Children are a blessing from the Lord. Been thinking about that a lot lately and how it's not always automatic that we will be blessed with children. It's not "as soon as we stop using birth control" though, it is for some people, like a dear friend of mine. But there are other dear friends who have been trying for a while. I'm careful when I talk to them because I know that they are longing for what I have been blessed with. The thought sometimes crosses my mind, "what if Levi is the only child God chooses to bless us with?" How weird is that, that my fears of not being able to conceive again would already start when he is only 10 months? It's possible. Sometimes I wonder if I'm pregnant, I've taken a test recently and I wasn't, just so everyone knows :) ... and we're still nursing, so that could be why... Also, there's the factor that Levi was a C section baby and what that could mean for future babies, those little fears... I hate them, and why do I think of them? The one thing that I know is that God is good. There is enough to worry about today, Levi is enough children for me to handle today, to love today, I will run my errands, teach my piano lesson, prepare dinner and that will be enough for today. I am not to worry about tomorrow and what it will bring, it is in the Lord's hands.

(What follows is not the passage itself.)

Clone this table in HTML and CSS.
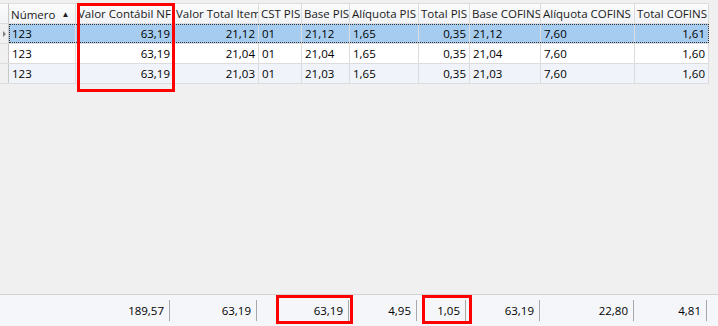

Okay, this is supposed to be an EC blog right? Well, Levi's been sick lately and he's sleeping long for his nap, this is good, it's why I'm posting. We have missed many of his recent poops, so when I put him on the potty this morning I thought, "why try?" It's really a battle to get him to sit still, we are singing and clapping hands, I get toys and he still wants to crawl off. This is against EC rules, but sometimes I hold him on it, just for a little bit, make the noise, sing a quick song and then let him off. He needs to understand that he has to sit still on it if only for a few moments. Well, in those moments this morning he peed. It was as though he was holding it and I gave him permission, or maybe reminded him to release it. He had been diaper-less on the changing table and he could have done it then, but no, he waited for me. So maybe that was the little bit of hope that I needed.
I'm thinking we need to invest in a bigger potty though. He seems to be getting to big for his "little potty" But I'm trying to hold out for a Baby's R Us mailer where they will give me a discount or something. I'm a rewards member and I'm hoping they'll send me something soon. :) Is there someplace cheaper I can get a potty? They are about 30 dollars at Baby's R US. I want a Baby Bjorn potty too, none of those Dora potties or Thomas ones, just a simple one that is easy to clean.
Anyways, those are my thoughts this morning. I hope y'all have a wonderful Wednesday.